It is a relief that, better late than never, Union Minister for Environment and Forests Jairam Ramesh has realized the need for drastic changes in environment laws of the country. He assured that changes will be made but no time limit was given precisely. This task should become a priority now as environment rules have become a riddle, a conundrum. The minister felt that there are too many laws and their regulators as far as environment issues come up but he also needs to realize that this situation is leading to wastage of time and resources, apart from becoming an obstacle in the path of development. The fact remains that environmental laws are flouted with impunity and their interpretations vary with any change in Government. For example, it is not a secret that the projects which were granted leniently in the first term of the UPA are now being dealt in a tough fashion. While it is vice-versa in some cases, in yet others there is a mixture of treatment patterns. What needs to be kept in mind is that when preserving nature is important, it cannot be done at the cost of nation’s development. Present scenario actually puts development and environment in conflict with each other. This scenario exists due to an imbalance between economic growth and environment and there can be no meaningful development without a healthy nature.

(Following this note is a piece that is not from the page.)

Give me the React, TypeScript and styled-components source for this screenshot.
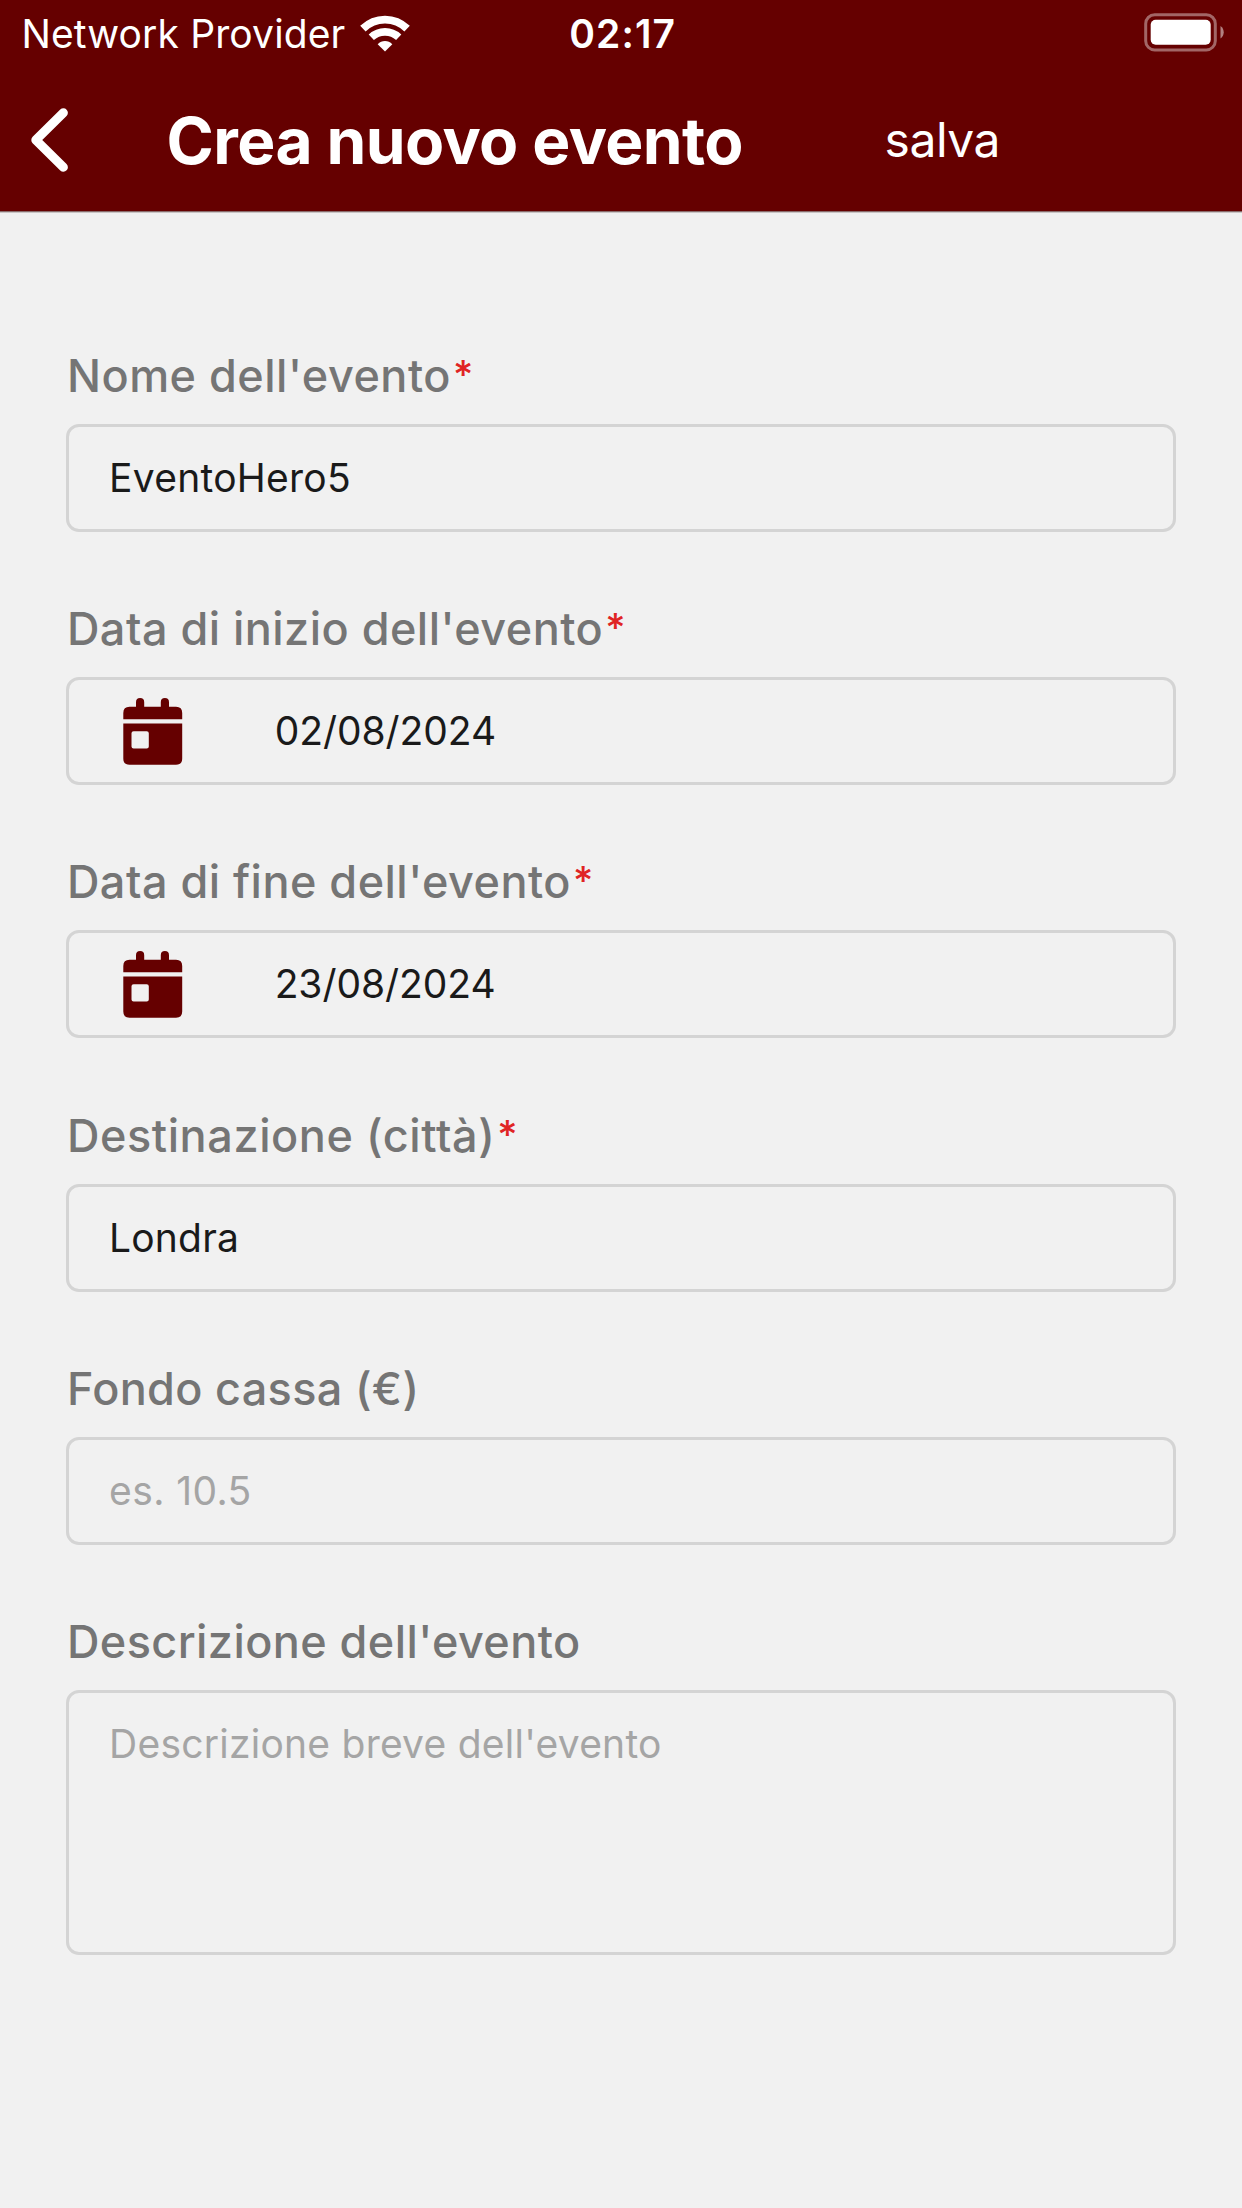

Balance between development and environment can be achieved only when we have uncomplicated laws. More so, adequate compensation needs to be made if any environmental hazard is caused in lieu of implementing various developmental schemes. As of now, even if a few trees are cut while executing a scheme, much hue and cry is created. Why isn’t there be such a provision where thousand trees may be planted in place of those five hundred uprooted to make way, say, a national highway? Environment preservation should not be limited to hills, rivers, forests etc but should also be extended to urban regions. We have many regulators as far as controlling pollution goes but because the law is only on paper and eventually environment is degrading faster. It is not enough to show conditional green signal to any project as nobody cares about those conditions once work begins on the ground. For example, even rehabilitation of the affected population in many projects are in lurch. The minister should also remember that if development is not as per the needs of the people, it would not be possible to maintain law and order as far as environment goes.